Diesel prices give a snapshot of the state of staffing in the trucking industry

National Average Price Per Gallon: $3.025

According to Majid Jafar, the CEO of Crescent Petroleum, global oil prices could soon “soar” to $80 per barrel. Jafar blames the potential rise in gas prices on falling output in Venezuela.

In the U.S. market, the International Energy Agency is predicting a “record-setting” year for energy production.

“Relentless growth should see the U.S. hit historic highs above 10 million barrels a day [in production], overtaking Saudi Arabia and rivaling Russia during the course of 2018,” the organization said in a report published on Friday.

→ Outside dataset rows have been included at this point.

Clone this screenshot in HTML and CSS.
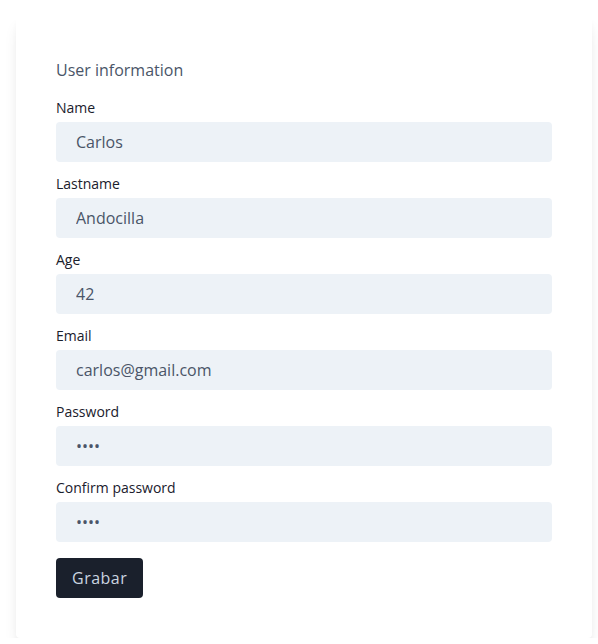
FILE: index.html
```html
<!DOCTYPE html>
<html lang="en">
<head>
<meta charset="utf-8">
<link rel="stylesheet" href="styles.css">
</head>
<body>
<form class="card">
  <h2 class="title">User information</h2>
  <div class="field">
    <label class="label">Name</label>
    <input class="input" type="text" value="Carlos">
  </div>
  <div class="field">
    <label class="label">Lastname</label>
    <input class="input" type="text" value="Andocilla">
  </div>
  <div class="field">
    <label class="label">Age</label>
    <input class="input" type="text" value="42">
  </div>
  <div class="field">
    <label class="label">Email</label>
    <input class="input" type="text" value="carlos@gmail.com">
  </div>
  <div class="field">
    <label class="label">Password</label>
    <input class="input" type="password" value="1234">
  </div>
  <div class="field">
    <label class="label">Confirm password</label>
    <input class="input" type="password" value="1234">
  </div>
  <button class="button" type="button">Grabar</button>
</form>
</body>
</html>
```

FILE: styles.css
```css
* { box-sizing: border-box; }
html, body { margin: 0; padding: 0; background: #fff; }
body {
  font-family: "Open Sans", "Noto Sans", sans-serif;
  padding: 16px 0 0 16px;
}
.card {
  width: 576px;
  background: #fff;
  border-radius: 4px;
  box-shadow: 0 10px 15px -3px rgba(0,0,0,0.1), 0 4px 6px -2px rgba(0,0,0,0.05);
  padding: 42px 40px 40px 40px;
  display: flex;
  flex-direction: column;
  align-items: flex-start;
}
.title {
  margin: 0 0 16px 0;
  font-size: 16px;
  line-height: 24px;
  font-weight: 400;
  color: #4a5568;
}
.field {
  width: 100%;
  display: flex;
  flex-direction: column;
  gap: 4px;
  margin-bottom: 12px;
}
.label {
  font-size: 14px;
  line-height: 20px;
  color: #1a202c;
}
.input {
  width: 100%;
  height: 40px;
  border: none;
  border-radius: 4px;
  background: #edf2f7;
  padding: 0 20px;
  font-family: inherit;
  font-size: 16px;
  color: #4a5568;
  outline: none;
}
.button {
  margin-top: 4px;
  height: 40px;
  padding: 0 16px;
  border: none;
  border-radius: 4px;
  background: #1a202c;
  color: #cbd5e0;
  font-family: inherit;
  font-size: 16px;
  letter-spacing: 0.5px;
}
```
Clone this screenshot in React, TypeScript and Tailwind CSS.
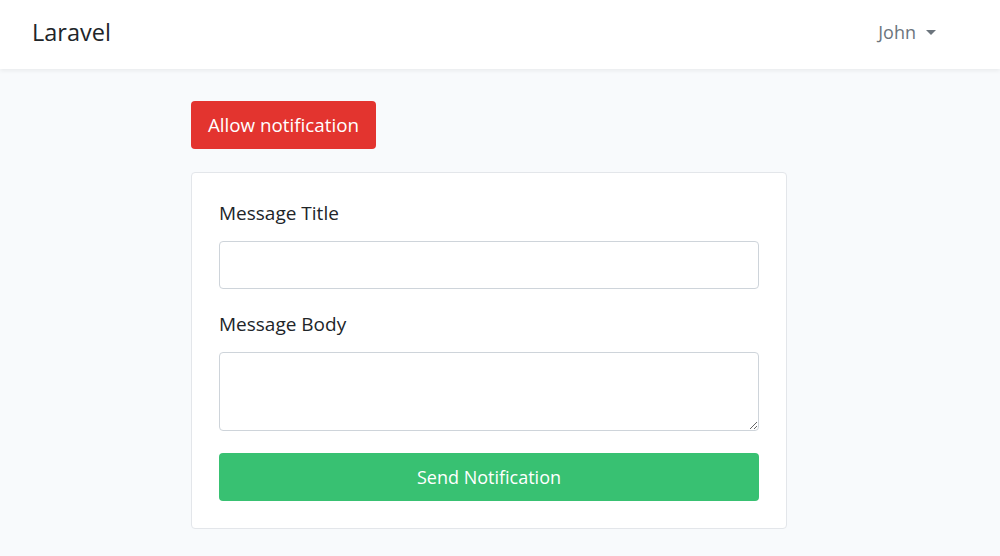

Diesel prices give a snapshot of the state of staffing in the trucking industry


Lumber News

Random lengths – framing lumber: $458

Random lengths – panels/plywood: $454

Continuing trends from last week, framing lumber trading remained active. Again, the prices of some products were pushed to all-time highs. This brisk pace in trading is highly unusual given the time of year and cold temperatures across much of the country.

Cold temperatures in the south disrupted trading in Southern Pine plywood products. Despite this, sales of OSB remained strong throughout the country.


Lumber prices give a snapshot of the state of staffing in the construction industry

Staffing & Job Market News

The U.S. job market performed better than many economists expected during 2017.

According to Mark Vitner, senior economist at Wells Fargo Securities, the 2017 job gains were “pretty solid, particularly in an economy that by most traditional measures is at or beyond full employment.”

The tax law signed by President Trump on December 22 is expected to add to further job gains in 2018. Mark Zandi, chief economist with Moody’s Analytics in West Chester, Pennsylvania, predicts that the law will create an additional 300,000 jobs in 2018.

However, because unemployement remains exceptionally low (at about 4.1%), job gains are expected to be slower overall in 2018 than in 2017.